We have rearranged the coop several times, and will probably rearrange it several more. I'm okay with this being a learning process, and that things won't go as planned. I know I will have more losses, while the birds are hardy they are still vulnerable to illness and injury. Things happen. I will tackle those challenges as they come. This forum has been a tremendous amount of support, education, and encouragement. I'm lucky that of my flock of 20 I only have one cockerel.

Things I would do differently:
1. Research breeds
2. Build coop and run first.
3. Plan for more predators than I think I have.
4. While those peeps are cute, those little cluckers are poop and dirt machines that don't belong in the house. Chicken poop should be marketed as an adhesive.
5. Chicken math is real! It's not a joke.
6....to be continued
 
Oh my goodness I have a story. We got hens from a poultry place and one gave coryza to and killed our whole flock. So we will never buy chickens from anyone again, now we only hatch or get babies from places like tractor supply.
The other option is to quarantine new birds regardless of their source.
 
There are all sorts of quick change bit holders that make a second drill unnecessary.
This is just one example of all that are on the market.
r
https://www.homedepot.com/p/Grabber-1-4-in-Quick-Change-Steel-Bit-Holder-2-Pack-21625/302442180
Yes but when you are putting roofing panels up it’s a lot easier when both people have drills.
There are all sorts of quick change bit holders that make a second drill unnecessary.
This is just one example of all that are on the market.
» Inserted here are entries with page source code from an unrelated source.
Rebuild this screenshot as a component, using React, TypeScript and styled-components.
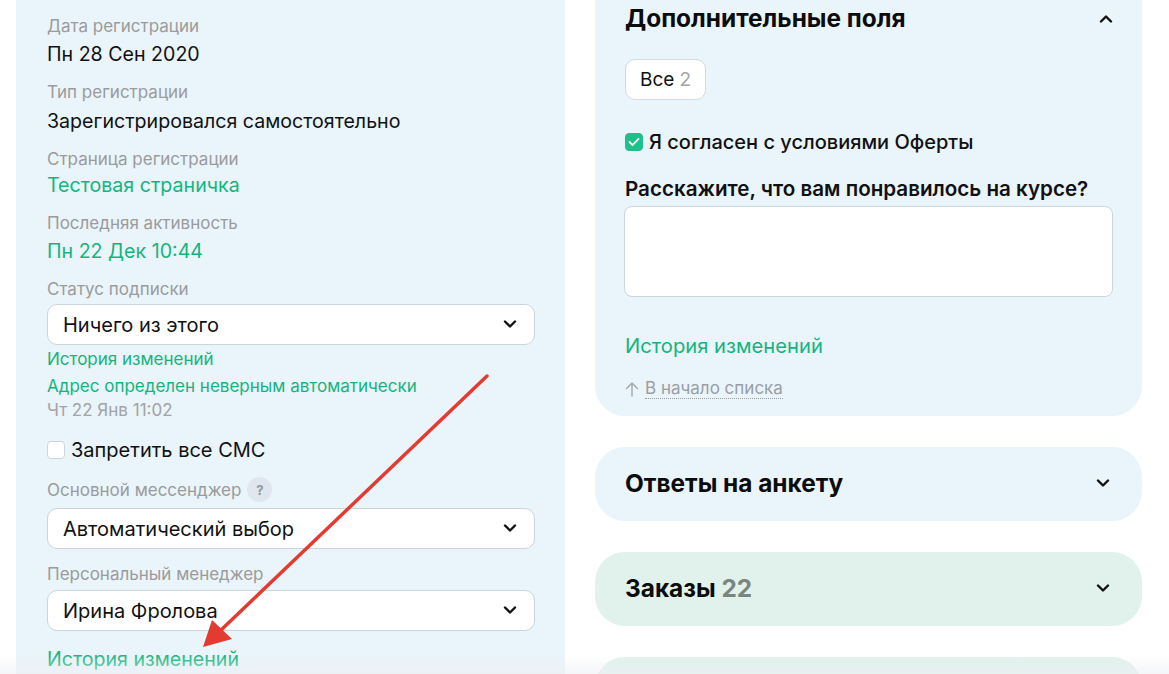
import React from "react";
import styled, { createGlobalStyle } from "styled-components";

const Global = createGlobalStyle`
  html, body { margin: 0; padding: 0; background: #ffffff; overflow: hidden; }
  body { font-family: Inter, "Noto Sans", Arial, sans-serif; color: #111; }
  * { box-sizing: border-box; }
`;

const Page = styled.div`
  position: relative;
  display: grid;
  grid-template-columns: 549px 547px;
  column-gap: 30px;
  align-items: start;
  padding-left: 16px;
  margin-top: -50px;
  height: 724px;
  overflow: hidden;
`;

const LeftPanel = styled.section`
  background: #e9f4fb;
  border-radius: 0 0 30px 30px;
  padding: 9px 30px 40px 31px;
  display: flex;
  flex-direction: column;
  gap: 13px;
`;

const TopButton = styled.div`
  width: 109px;
  height: 40px;
  margin-left: 2px;
  margin-bottom: 3px;
  border: 1px solid #cfd6dd;
  border-radius: 12px;
  background: #ffffff;
`;

const Field = styled.div<{ $gap?: number; $mt?: number }>`
  display: flex;
  flex-direction: column;
  gap: ${(p) => p.$gap ?? 4}px;
  margin-top: ${(p) => p.$mt ?? 0}px;
`;

const Label = styled.div`
  font-size: 17px;
  line-height: 22px;
  color: #9b9b9b;
  display: flex;
  align-items: center;
  gap: 6px;
`;

const Value = styled.div`
  font-size: 19.6px;
  line-height: 28px;
  color: #111;
`;

const Link = styled.a<{ $size?: number; $lh?: number; $mt?: number }>`
  display: block;
  font-size: ${(p) => p.$size ?? 19.6}px;
  line-height: ${(p) => p.$lh ?? 28}px;
  margin-top: ${(p) => p.$mt ?? 0}px;
  color: #15b47e;
  text-decoration: none;
  cursor: pointer;
`;

const Muted = styled.div`
  font-size: 17px;
  line-height: 22px;
  margin-top: 2px;
  color: #a3a3a3;
`;

const Help = styled.span`
  width: 25px;
  height: 25px;
  border-radius: 50%;
  background: #dfe6ed;
  color: #8d969e;
  font-size: 13px;
  font-weight: 700;
  display: inline-flex;
  align-items: center;
  justify-content: center;
`;

const SelectBox = styled.div`
  height: 41px;
  background: #ffffff;
  border: 1px solid #cdd5dc;
  border-radius: 10px;
  padding: 0 17px 0 15px;
  display: flex;
  align-items: center;
  justify-content: space-between;
  font-size: 20px;
  color: #111;
`;

const CheckRow = styled.label<{ $weight?: number; $mt?: number; $mb?: number }>`
  display: flex;
  align-items: center;
  gap: 6px;
  font-size: 20px;
  line-height: 28px;
  font-weight: ${(p) => p.$weight ?? 400};
  margin-top: ${(p) => p.$mt ?? 0}px;
  margin-bottom: ${(p) => p.$mb ?? 0}px;
  color: #111;
`;

const Box = styled.span<{ $checked?: boolean }>`
  width: 18px;
  height: 18px;
  border-radius: 4px;
  flex: none;
  display: inline-flex;
  align-items: center;
  justify-content: center;
  background: ${(p) => (p.$checked ? "#1fbf88" : "#ffffff")};
  border: 1px solid ${(p) => (p.$checked ? "#1fbf88" : "#cfd6dd")};
`;

const RightColumn = styled.div`
  display: flex;
  flex-direction: column;
  gap: 31px;
`;

const Card = styled.section<{ $tone?: "blue" | "green" }>`
  background: ${(p) => (p.$tone === "green" ? "#e1f2ec" : "#e9f4fb")};
  border-radius: 30px;
  padding: 22px 32px 24px 30px;
  min-height: 74px;
  display: flex;
  flex-direction: column;
`;

const OpenCard = styled(Card)`
  padding: 54px 29px 17px 30px;
`;

const CardHead = styled.div`
  display: flex;
  align-items: center;
  justify-content: space-between;
  height: 28px;
`;

const CardTitle = styled.h2`
  margin: 0;
  font-size: 24.4px;
  line-height: 28px;
  font-weight: 700;
  color: #0c0c0c;
`;

const Count = styled.span`
  color: #7b8580;
`;

const Pill = styled.div`
  align-self: flex-start;
  margin-top: 27px;
  height: 41px;
  padding: 0 14px;
  display: flex;
  align-items: center;
  gap: 5px;
  background: #ffffff;
  border: 1px solid #d3dbe2;
  border-radius: 10px;
  font-size: 19px;
`;

const PillCount = styled.span`
  color: #a3a3a3;
`;

const Question = styled.div`
  margin-top: 20px;
  font-size: 20.6px;
  line-height: 26px;
  font-weight: 600;
  color: #111;
`;

const TextArea = styled.div`
  margin-top: 4px;
  height: 91px;
  background: #ffffff;
  border: 1px solid #cdd5dc;
  border-radius: 8px;
  margin-left: -1px;
`;

const BackTop = styled.div`
  margin-top: 20px;
  display: flex;
  align-items: center;
  gap: 6px;
  font-size: 17px;
  line-height: 22px;
  color: #9a9ea4;
`;

const Dotted = styled.span`
  border-bottom: 1px dotted #9a9ea4;
  line-height: 19px;
`;

const Fade = styled.div`
  position: fixed;
  left: 0;
  right: 0;
  bottom: 0;
  height: 20px;
  background: linear-gradient(to bottom, rgba(255, 255, 255, 0), rgba(238, 240, 242, 0.6));
  pointer-events: none;
`;

const ArrowLayer = styled.svg`
  position: fixed;
  left: 0;
  top: 0;
  pointer-events: none;
`;

const Chevron = ({ up }: { up?: boolean }) => (
  <svg width="14" height="9" viewBox="0 0 14 9" fill="none">
    <polyline
      points={up ? "2,7.5 7,2.5 12,7.5" : "2,1.5 7,6.5 12,1.5"}
      stroke="#111"
      strokeWidth="2.4"
      strokeLinecap="round"
      strokeLinejoin="round"
    />
  </svg>
);

const Check = () => (
  <svg width="12" height="10" viewBox="0 0 12 10" fill="none">
    <polyline points="1.5,5 4.6,8 10.5,1.8" stroke="#fff" strokeWidth="1.8" strokeLinecap="round" strokeLinejoin="round" />
  </svg>
);

const UpArrow = () => (
  <svg width="14" height="16" viewBox="0 0 14 16" fill="none">
    <path d="M7 15V2M1.5 7.5L7 2l5.5 5.5" stroke="#a5abb2" strokeWidth="1.5" strokeLinecap="round" strokeLinejoin="round" />
  </svg>
);

const Select = ({ value }: { value: string }) => (
  <SelectBox>
    <span>{value}</span>
    <Chevron />
  </SelectBox>
);

export default function App() {
  return (
    <>
      <Global />
      <Page>
        <LeftPanel>
          <TopButton />
          <Field $gap={3}>
            <Label>Дата регистрации</Label>
            <Value>Пн 28 Сен 2020</Value>
          </Field>
          <Field $gap={4}>
            <Label>Тип регистрации</Label>
            <Value>Зарегистрировался самостоятельно</Value>
          </Field>
          <Field $gap={1}>
            <Label>Страница регистрации</Label>
            <Link>Тестовая страничка</Link>
          </Field>
          <Field $gap={3}>
            <Label>Последняя активность</Label>
            <Link>Пн 22 Дек 10:44</Link>
          </Field>
          <Field $gap={0}>
            <Label>Статус подписки</Label>
            <Field $gap={3} $mt={4}>
              <Select value="Ничего из этого" />
              <Link $size={17} $lh={22}>История изменений</Link>
            </Field>
            <Link $size={17} $lh={22} $mt={5}>Адрес определен неверным автоматически</Link>
            <Muted>Чт 22 Янв 11:02</Muted>
          </Field>
          <CheckRow $mt={2}>
            <Box />
            Запретить все СМС
          </CheckRow>
          <Field $gap={6}>
            <Label>
              Основной мессенджер <Help>?</Help>
            </Label>
            <Select value="Автоматический выбор" />
          </Field>
          <Field $gap={5} $mt={1}>
            <Label>Персональный менеджер</Label>
            <Select value="Ирина Фролова" />
          </Field>
          <Link $mt={1}>История изменений</Link>
        </LeftPanel>

        <RightColumn>
          <OpenCard>
            <CardHead>
              <CardTitle>Дополнительные поля</CardTitle>
              <Chevron up />
            </CardHead>
            <Pill>
              Все <PillCount>2</PillCount>
            </Pill>
            <CheckRow $weight={500} $mt={28}>
              <Box $checked>
                <Check />
              </Box>
              Я согласен с условиями Оферты
            </CheckRow>
            <Question>Расскажите, что вам понравилось на курсе?</Question>
            <TextArea />
            <Link $size={20.2} $lh={26} $mt={36}>История изменений</Link>
            <BackTop>
              <UpArrow />
              <Dotted>В начало списка</Dotted>
            </BackTop>
          </OpenCard>
          <Card>
            <CardHead>
              <CardTitle>Ответы на анкету</CardTitle>
              <Chevron />
            </CardHead>
          </Card>
          <Card $tone="green">
            <CardHead>
              <CardTitle>
                Заказы <Count>22</Count>
              </CardTitle>
              <Chevron />
            </CardHead>
          </Card>
          <Card $tone="green" />
        </RightColumn>
      </Page>
      <Fade />
      <ArrowLayer width="1169" height="674" viewBox="0 0 1169 674">
        <line x1="487" y1="376" x2="220" y2="631" stroke="#e53a30" strokeWidth="3.5" strokeLinecap="round" />
        <polygon points="203,647 212,620 232,639" fill="#e53a30" />
      </ArrowLayer>
    </>
  );
}
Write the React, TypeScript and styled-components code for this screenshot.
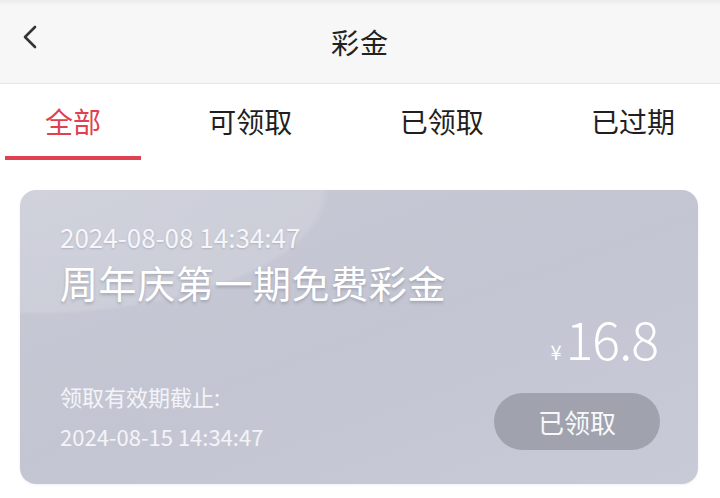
import styled, { createGlobalStyle } from "styled-components";

const GlobalStyle = createGlobalStyle`
  body {
    margin: 0;
    background: #ffffff;
    font-family: "Noto Sans CJK SC", "Noto Sans", sans-serif;
  }
`;

const Page = styled.div`
  width: 720px;
  height: 498px;
  overflow: hidden;
  background: #ffffff;
`;

const Header = styled.div`
  height: 83px;
  display: flex;
  align-items: center;
  justify-content: center;
  position: relative;
  background: linear-gradient(#ececec 0px, #f7f7f7 6px);
  border-bottom: 1px solid #e6e6e6;
`;

const BackButton = styled.div`
  position: absolute;
  left: 20px;
  top: 24px;
  width: 22px;
  height: 26px;
  display: flex;
`;

const Title = styled.div`
  font-size: 28px;
  color: #222222;
  letter-spacing: 1px;
`;

const Tabs = styled.div`
  display: flex;
  justify-content: space-between;
  padding: 0 5px;
  height: 76px;
`;

const Tab = styled.div<{ $active?: boolean }>`
  padding: 0 40px;
  display: flex;
  align-items: center;
  font-size: 28px;
  color: ${(props) => (props.$active ? "#e0404f" : "#1f1f1f")};
  border-bottom: 4px solid
    ${(props) => (props.$active ? "#e0404f" : "transparent")};
  box-sizing: border-box;
  padding-top: 2px;
`;

const Card = styled.div`
  margin: 30px 22px 0 20px;
  box-sizing: border-box;
  border-radius: 16px;
  padding: 32px 38px 34px 40px;
  display: flex;
  flex-direction: column;
  color: #ffffff;
  background:
    radial-gradient(
      ellipse 300px 125px at 10px 0px,
      rgba(255, 255, 255, 0.16) 0%,
      rgba(255, 255, 255, 0.12) 97%,
      rgba(255, 255, 255, 0) 100%
    ),
    linear-gradient(160deg, #c7c9d5 0%, #c3c6d2 50%, #c8cbd7 100%);
  box-shadow: 0 1px 3px rgba(0, 0, 0, 0.06);
`;

const IssueDate = styled.div`
  font-size: 26px;
  line-height: 30px;
  color: #f6f6fa;
  text-shadow: 0 1px 2px rgba(90, 90, 110, 0.25);
`;

const BonusName = styled.div`
  font-size: 38px;
  line-height: 44px;
  margin-top: 8px;
  letter-spacing: 0.6px;
  text-shadow: 0 2px 3px rgba(80, 80, 100, 0.3);
`;

const Bottom = styled.div`
  display: flex;
  justify-content: space-between;
  align-items: flex-end;
  margin-top: 6px;
`;

const Validity = styled.div`
  display: flex;
  flex-direction: column;
  gap: 12px;
  font-size: 22px;
  line-height: 28px;
  color: #f4f4f8;
`;

const Side = styled.div`
  display: flex;
  flex-direction: column;
  align-items: flex-end;
`;

const Amount = styled.div`
  height: 56px;
  display: flex;
  align-items: baseline;
  line-height: 56px;
  margin-right: 2px;
`;

const Currency = styled.span`
  font-size: 20px;
  margin-right: 4px;
`;

const Value = styled.span`
  font-size: 52px;
  font-weight: 300;
  letter-spacing: -1px;
`;

const StatusButton = styled.div`
  margin-top: 27px;
  width: 166px;
  height: 57px;
  border-radius: 29px;
  background: #a0a3ae;
  display: flex;
  align-items: center;
  justify-content: center;
  font-size: 26px;
  color: #f8f8fa;
`;

const tabs = ["全部", "可领取", "已领取", "已过期"];

export default function App() {
  return (
    <Page>
      <GlobalStyle />
      <Header>
        <BackButton>
          <svg width="22" height="26" viewBox="0 0 22 26">
            <path
              d="M15 3 L5 13 L15 23"
              fill="none"
              stroke="#333333"
              strokeWidth="2.6"
              strokeLinecap="round"
              strokeLinejoin="round"
            />
          </svg>
        </BackButton>
        <Title>彩金</Title>
      </Header>
      <Tabs>
        {tabs.map((t, i) => (
          <Tab key={t} $active={i === 0}>
            {t}
          </Tab>
        ))}
      </Tabs>
      <Card>
        <IssueDate>2024-08-08 14:34:47</IssueDate>
        <BonusName>周年庆第一期免费彩金</BonusName>
        <Bottom>
          <Validity>
            <span>领取有效期截止:</span>
            <span>2024-08-15 14:34:47</span>
          </Validity>
          <Side>
            <Amount>
              <Currency>¥</Currency>
              <Value>16.8</Value>
            </Amount>
            <StatusButton>已领取</StatusButton>
          </Side>
        </Bottom>
      </Card>
    </Page>
  );
}
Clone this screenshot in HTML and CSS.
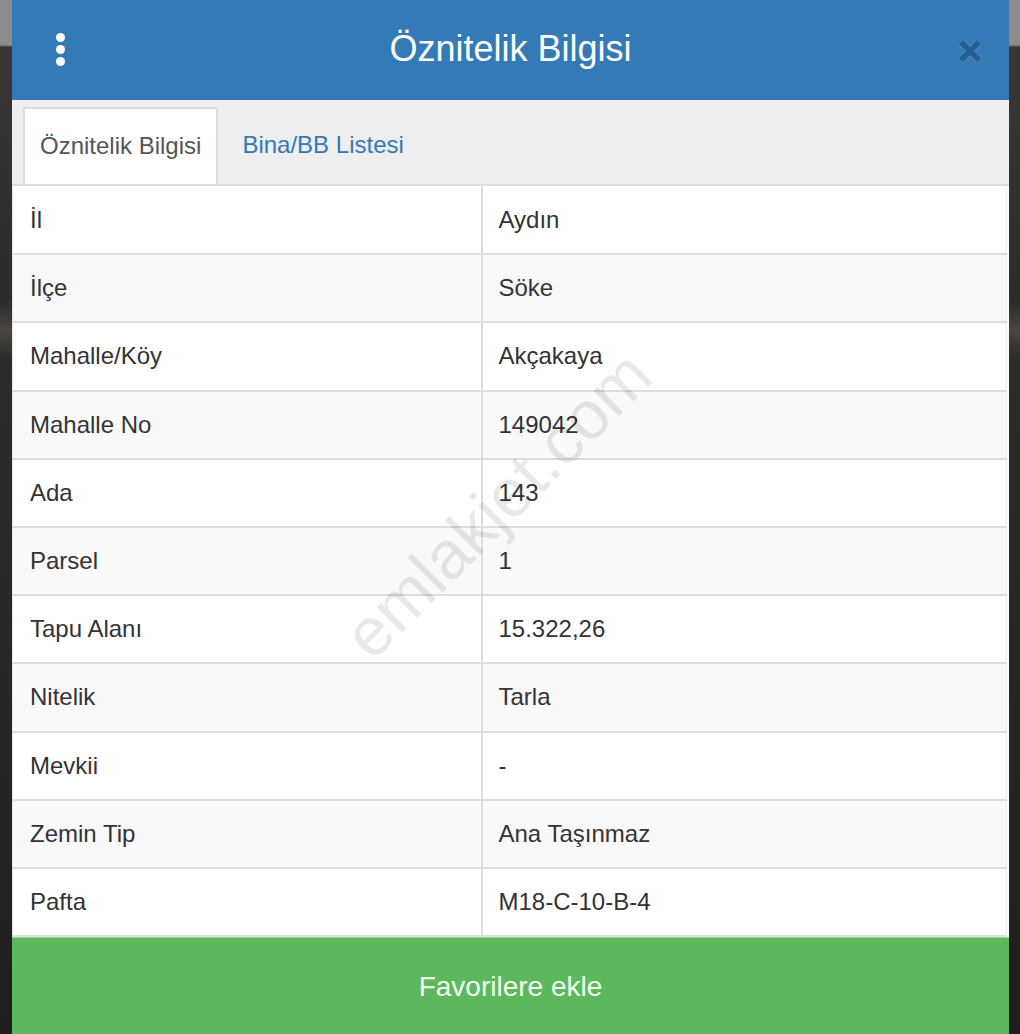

https://www.homedepot.com/p/Grabber-1-4-in-Quick-Change-Steel-Bit-Holder-2-Pack-21625/302442180
I have a similar bit, but I still wouldn’t give up my set. I should have specified that one is an impact driver & the other is a torque drill. The impact driver moves through 6x6 treated lumber like its butter and having both allows 2 people to work on roofs and siding on opposite sides. no more passing the drill or waiting to use it or worse yet, dropping/losing a bit in the grass multiple times. :) that happens way more than i’d like to admit.